If you walk out on me, I'm walking after you.

That's the way Jesus pictures himself calling after us. There may well be something soft and tender about it, but it is not anemic or passive. Jesus is neither timid nor unwilling to cross the threshold of the house to come out looking for us as he calls. Neither is there any sense that he is like you or me in a grudge-holding mood, indignantly crossing his messianic arms and grumbling that he might forgive us and take us back... if we'll come back first with remorsefully with our tails between our legs and do some groveling. No, that's the way we tend to "forgive" (although it can barely be called forgiveness in that case), in some kabuki theatre performance of exaggerated sorries and stern looks.

That's the way we talk so often, isn't it? "If HE would come back on his hands and knees and beg for another chance, maybe I'll forgive for the broken promise." "If SHE would admit she was wrong, I would consider inviting her to the family birthday party, but I won't be the first one to make amends... I'm waiting for her to show a little initiative." And of course, the reason we do things that way is that you get to hold onto a little more power, a little more prestige and respect if you are the one holding court and waiting for sorry and sad-faced penitents. It is far more dignified, far more respectable, isn't it, to stay put and wait for the guilty to come to you asking for another chance.

But that's not how Jesus describes himself. He doesn't stay put in a position of respectability. He decidedly does NOT say, "I will be holding office hours from a quarter past three til half past four, and if you want to make your apologies, or audition to get back on the team, or answer my call, you can come and see me then to show me you have what it takes. Rather, Jesus' kind of calling is always on the move. He, like the shepherd in his story, goes out to find the ones who are so lost, or caught in the ditch, or turned around, that they would never even know to come back to the shepherd, much less how to get there.  Jesus doesn't just invite the folks on the margins, who are so often deemed "lost," to get their act together and come to find him; he actively goes out to them (to us!) and seeks us out.  The rocking chair with the glass of lemonade beside it has been left empty on the front porch; Jesus is on the loose seeking... all of us.
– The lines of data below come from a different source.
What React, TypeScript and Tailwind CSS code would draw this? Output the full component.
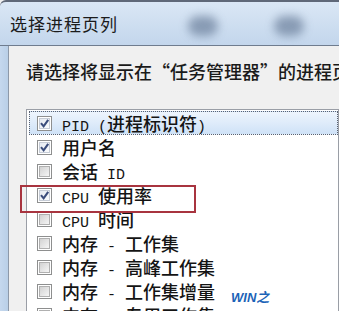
import React from 'react'

const rows = [
  { label: 'PID (进程标识符)', checked: true, selected: true },
  { label: '用户名', checked: true },
  { label: '会话 ID', checked: false },
  { label: 'CPU 使用率', checked: true },
  { label: 'CPU 时间', checked: false },
  { label: '内存 - 工作集', checked: false },
  { label: '内存 - 高峰工作集', checked: false },
  { label: '内存 - 工作集增量', checked: false },
  { label: '内存 - 专用工作集', checked: false },
]

const cjk = '"Noto Sans CJK SC", "Noto Sans", sans-serif'
const mono = '"Liberation Mono", "Noto Sans CJK SC", monospace'

// Latin runs render half-width like SimSun, CJK runs full-width
function Label({ text }: { text: string }) {
  const parts = text.match(/[\x00-\x7f]+|[^\x00-\x7f]+/g) ?? []
  return (
    <span className="flex items-center whitespace-pre">
      {parts.map((p, i) =>
        /^[\x00-\x7f]+$/.test(p) ? (
          <span key={i} className="relative top-[5px] text-[15px] leading-[12px]" style={{ fontFamily: mono }}>{p}</span>
        ) : (
          <span key={i} className="text-[18px] leading-[20px] font-medium">{p}</span>
        )
      )}
    </span>
  )
}

function CheckBox({ checked }: { checked: boolean }) {
  return (
    <svg width="15" height="15" viewBox="0 0 15 15" className="shrink-0">
      <defs>
        <linearGradient id="cbOff" x1="0" y1="0" x2="1" y2="1">
          <stop offset="0" stopColor="#d0d0d0" />
          <stop offset="1" stopColor="#f7f7f7" />
        </linearGradient>
        <linearGradient id="cbOn" x1="0" y1="0" x2="1" y2="1">
          <stop offset="0" stopColor="#e4e9f1" />
          <stop offset="1" stopColor="#fbfcfd" />
        </linearGradient>
      </defs>
      <rect x="0.5" y="0.5" width="14" height="14" fill="#fff" stroke="#8e8f8f" />
      <rect x="2.5" y="2.5" width="10" height="10" fill={checked ? 'url(#cbOn)' : 'url(#cbOff)'} stroke={checked ? '#c6ccd6' : '#b0b0b0'} />
      {checked && (
        <path d="M4 7.2 L6.6 10.3 L11.2 3.8" fill="none" stroke="#3b4d7c" strokeWidth="2.1" />
      )}
    </svg>
  )
}

export default function App() {
  return (
    <div className="w-[339px] h-[311px] overflow-hidden flex flex-col bg-[#f0f0f0]" style={{ fontFamily: cjk }}>
      {/* Title bar */}
      <div className="relative h-[46px] shrink-0 border-t-2 border-b border-t-[#5f6878] border-b-[#6f7c8e] rounded-tl-[6px] bg-gradient-to-b from-[#dae7f5] to-[#c3d6ec]">
        <div className="absolute left-[188px] top-[14px] w-[30px] h-[20px] rounded-full bg-[#6b7f9b] opacity-70 blur-[5px]" />
        <div className="absolute left-[274px] top-[14px] w-[30px] h-[20px] rounded-full bg-[#6b7f9b] opacity-70 blur-[5px]" />
        <div className="relative pl-[10px] pt-[11px] text-[17px] leading-[22px] text-[#1b1b1b] tracking-[1px]">选择进程页列</div>
      </div>

      <div className="flex flex-1 min-h-0">
        {/* Left frame */}
        <div className="w-[9px] shrink-0 bg-gradient-to-r from-[#c5d8ee] to-[#b9cfe7] border-r border-[#8d99a9]" />

        {/* Content */}
        <div className="relative flex-1 min-w-0 pl-[17px] pt-[13px]">
          <div className="whitespace-nowrap text-[18px] leading-[24px] font-medium text-[#1a1a1a]">
            请选择将显示在“任务管理器”的进程页列
          </div>

          <div className="mt-[26px] border border-[#9a9ea6] bg-white pt-px pl-[2px]">
            {rows.map((r) => (
              <div
                key={r.label}
                className={`flex items-center h-[24px] pl-[7px] gap-[10px] text-[#141414] ${
                  r.selected ? 'bg-gradient-to-b from-[#eef5fd] to-[#cfe2f7] border border-dotted border-[#5b6270]' : 'border border-transparent'
                }`}
              >
                <CheckBox checked={r.checked} />
                <Label text={r.label} />
              </div>
            ))}
          </div>

          {/* Red highlight annotation */}
          <div className="absolute left-[11px] top-[139px] w-[176px] h-[28px] border-2 border-[#a8343f]" />

          {/* Watermark */}
          <div
            className="absolute left-[222px] top-[245px] text-[13px] font-bold italic text-[#1c63b7] leading-none"
            style={{ fontFamily: '"Liberation Sans", "Noto Sans CJK SC", sans-serif' }}
          >
            WIN之
          </div>
        </div>
      </div>
    </div>
  )
}
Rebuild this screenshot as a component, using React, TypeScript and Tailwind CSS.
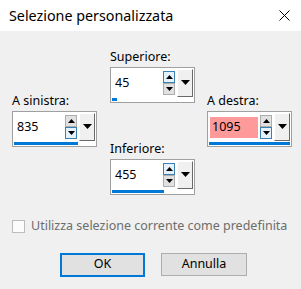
import React from "react";

const font = { fontFamily: '"Noto Sans", "Open Sans", sans-serif' };

function SpinBtn({ dir, active }: { dir: "up" | "down"; active: boolean }) {
  return (
    <div
      className={
        "w-[12px] h-[12px] flex items-center justify-center border " +
        (active ? "border-[#3c7fb1] bg-[#e5f1fb]" : "border-[#adadad] bg-[#e1e1e1]")
      }
    >
      <svg width="7" height="4" viewBox="0 0 7 4">
        {dir === "up" ? (
          <polygon points="0,4 7,4 3.5,0" fill="#000" />
        ) : (
          <polygon points="0,0 7,0 3.5,4" fill="#000" />
        )}
      </svg>
    </div>
  );
}

function SpinBox({
  value,
  bar,
  upActive,
  pink,
}: {
  value: string;
  bar: number;
  upActive: boolean;
  pink?: boolean;
}) {
  return (
    <div className="w-[85px] h-[36px] border border-[#a0a0a0] bg-white flex flex-col">
      <div className="flex-1 flex">
        <div className="flex-1 flex items-center pl-[2px] pr-[2px] pt-[1px]">
          <div
            className={
              "flex-1 h-[21px] flex items-center pl-[2px] text-[12.5px] text-black " +
              (pink ? "bg-[#ff9a9a]" : "")
            }
          >
            {value}
          </div>
          <div className="flex flex-col ml-[2px]">
            <SpinBtn dir="up" active={upActive} />
            <SpinBtn dir="down" active={!upActive} />
          </div>
        </div>
        <div className="w-[16px] mt-[1px] mr-[1px] bg-[#f0f0f0] border-t border-l border-t-white border-l-white border-r border-b border-r-[#696969] border-b-[#696969] flex justify-center pt-[10px]">
          <svg width="9" height="5" viewBox="0 0 9 5">
            <polygon points="0,0 9,0 4.5,5" fill="#000" />
          </svg>
        </div>
      </div>
      <div className="h-[5px] pt-[1px] px-[1px]">
        <div className="h-[3px] bg-[#0078d7]" style={{ width: `${bar}%` }} />
      </div>
    </div>
  );
}

function Group({
  label,
  children,
}: {
  label: string;
  children: React.ReactNode;
}) {
  return (
    <div className="flex flex-col">
      <div className="h-[16px] leading-[16px] text-[12.5px] text-black mb-[2px]">{label}</div>
      {children}
    </div>
  );
}

export default function App() {
  return (
    <div className="w-[301px] h-[289px] bg-[#f0f0f0] flex flex-col overflow-hidden" style={font}>
      <div className="h-[31px] bg-white flex items-center justify-between pl-[9px] pr-[10px]">
        <span className="text-[14.3px] text-black">Selezione personalizzata</span>
        <svg width="11" height="11" viewBox="0 0 11 11" className="mr-[1px]">
          <path d="M0.5 0.5 L10.5 10.5 M10.5 0.5 L0.5 10.5" stroke="#000" strokeWidth="1" />
        </svg>
      </div>
      <div className="flex pl-[12px]">
        <div className="pt-[62px]">
          <Group label="A sinistra:">
            <SpinBox value="835" bar={79} upActive={false} />
          </Group>
        </div>
        <div className="ml-[13px] pt-[18px] flex flex-col">
          <Group label="Superiore:">
            <SpinBox value="45" bar={6} upActive={true} />
          </Group>
          <div className="h-[38px]" />
          <Group label="Inferiore:">
            <SpinBox value="455" bar={64} upActive={true} />
          </Group>
        </div>
        <div className="ml-[12px] pt-[62px]">
          <Group label="A destra:">
            <SpinBox value="1095" bar={100} upActive={false} pink />
          </Group>
        </div>
      </div>
      <div className="flex items-center pl-[12px] mt-[22px]">
        <div className="w-[13px] h-[13px] border border-[#bcbcbc] bg-[#fcfcfc]" />
        <span className="ml-[6px] text-[12.5px] text-[#6d6d6d]">
          Utilizza selezione corrente come predefinita
        </span>
      </div>
      <div className="flex pl-[60px] mt-[17px] gap-[16px]">
        <button className="w-[85px] h-[24px] border-2 border-[#0078d7] bg-[#e1e1e1] text-[12.5px] text-black flex items-center justify-center">
          OK
        </button>
        <button className="w-[86px] h-[23px] border border-[#adadad] bg-[#e1e1e1] text-[12.5px] text-black flex items-center justify-center">
          Annulla
        </button>
      </div>
    </div>
  );
}
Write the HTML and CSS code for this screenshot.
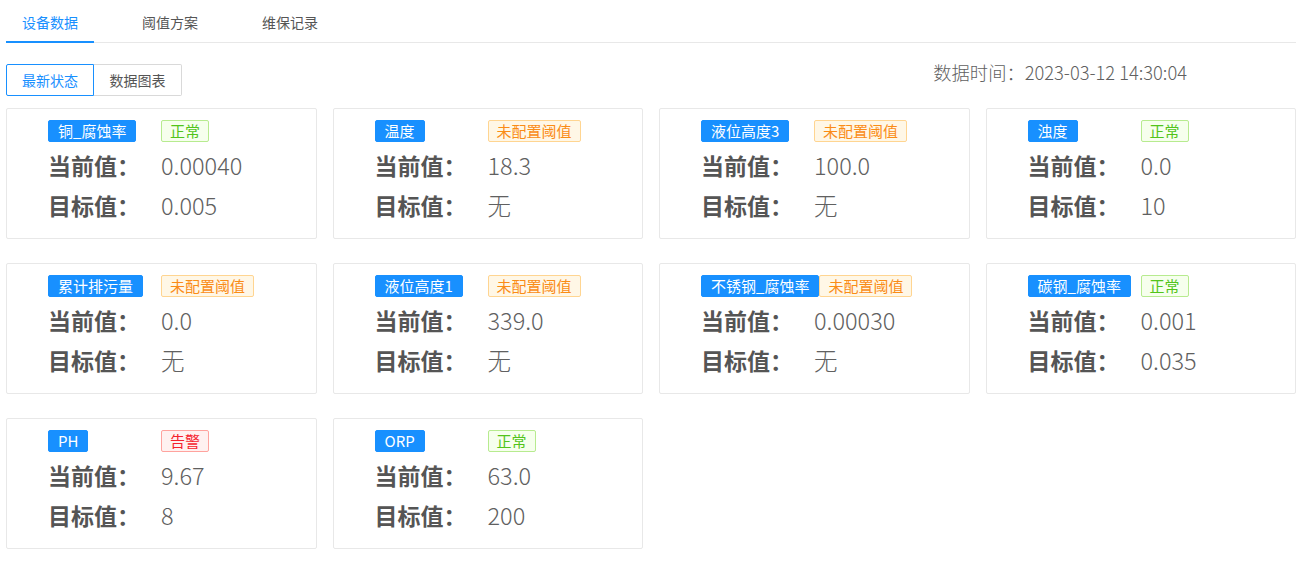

I honestly don't know if any actual shepherds in Jesus' day would have done what Jesus describes. I have read some commentators attest that what Jesus describes was standard practice of the day, and I have read others who swear up and down that no shepherd in his right mind would risk 99% by leaving them unguarded for one wayward sheep. And to be honest, I find that there is great wisdom in not speaking on a subject when one doesn't know one way or the other. (I learned, years ago, from a wise lady who lamented about preachers telling farmers how sheep are supposed to be raised or fields are supposed to be planted, based on their "take" on a Bible story, when they have never gotten dirt under their fingernails from any actual farm labor.) So let's bracket out for a moment whether anybody in Jesus' day would have thought it a good idea to leave the ninety-nine sheep behind to go hunting after another. It's not about whether anybody else would have done it--it's about what Jesus would do... and does do... and has done.

And most assuredly, Jesus does get up off his seat and actually go searching while he calls us by name. Jesus leaves behind the decorum and dignity of sitting and waiting for us to come back to him, and instead, even when we walk out of him, there he is... walking after us. Walking after you. Walking after me.

That really changes the picture of how we relate to Jesus, doesn't it? So often, Christians have fallen for promoting (or maybe mis-promoting) the Gospel by painting this scene of approaching Jesus like the Giant Floating Head of the Wizard in the Emerald City, like Jesus from a distance calls us and we are the ones who come running, hoping that we have done enough to get our trip back to Kansas or a new heart by bringing the Witch's broomstick as proof we've done what he asked of us. So often, we present the Gospel as an "if-then" sort of deal: "If you come to Jesus, he will let you in...." or "If you can find your way in, he will open the door to you..." or "If you will realize that you were lost and get yourself back home, Jesus will leave the light on for you." But that just ain't how the real Jesus operates!

Instead of a dignified, or even awe-inspiring figure waiting for us to come to him, Jesus abandons all decorum and goes out looking for us. That means that Christianity is very little about "finding Jesus" and much more about "finding yourself found by Jesus." Despite the fact that plenty of religious voices over the years have insisted on asking people, "Have you found Jesus?" (although to be honest, most of them only in the last two hundred years--this isn't the way they talked back Jesus' day), Jesus insists that he was never lost. He was never the one missing. And for that matter, even if we lose track or lose interest in the so called "tax collector and sinner" crowd, Jesus never has.

So often, we take this scene from the gospels and assume that the "tax collectors and sinners" are other people--not us, of course!--and that at most, Jesus will allow THOSE people to come to him if they can work their way to find him, while WE (you know, we "good people") just stay off at a distance and watch them come to Jesus. And from there, we picture that as how church works, too--"outsiders" and "sinners" and "those people" are allowed in, we guess, as long as they come TO Jesus. And so we figure that THEY are supposed to come TO us in church buildings. "Invite a friend to church," we say, which is really code for, "because we sure aren't going out to bring Christ's love out there to where people actually ARE!" But that isn't how this story goes, is it? Jesus doesn't pick a central location and wait for people to come to him, and he doesn't insist that they have to be looking for him in order for him to be looking for them. In fact, just the opposite is true: even when we walk out on Jesus, he's walking after us.

The welcome is for you... and for everybody else you didn't think was worthy.

The seeking is for you... and for all the people who aren't even seeking for Jesus.

The walking is to find you... and Jesus is walking after every last one of us, too. Because Jesus just won't stay put.

Lord Jesus, come and meet us, come and find us, come and bring us to your side... and lead us to rejoice with you as you draw all people to yourself, too.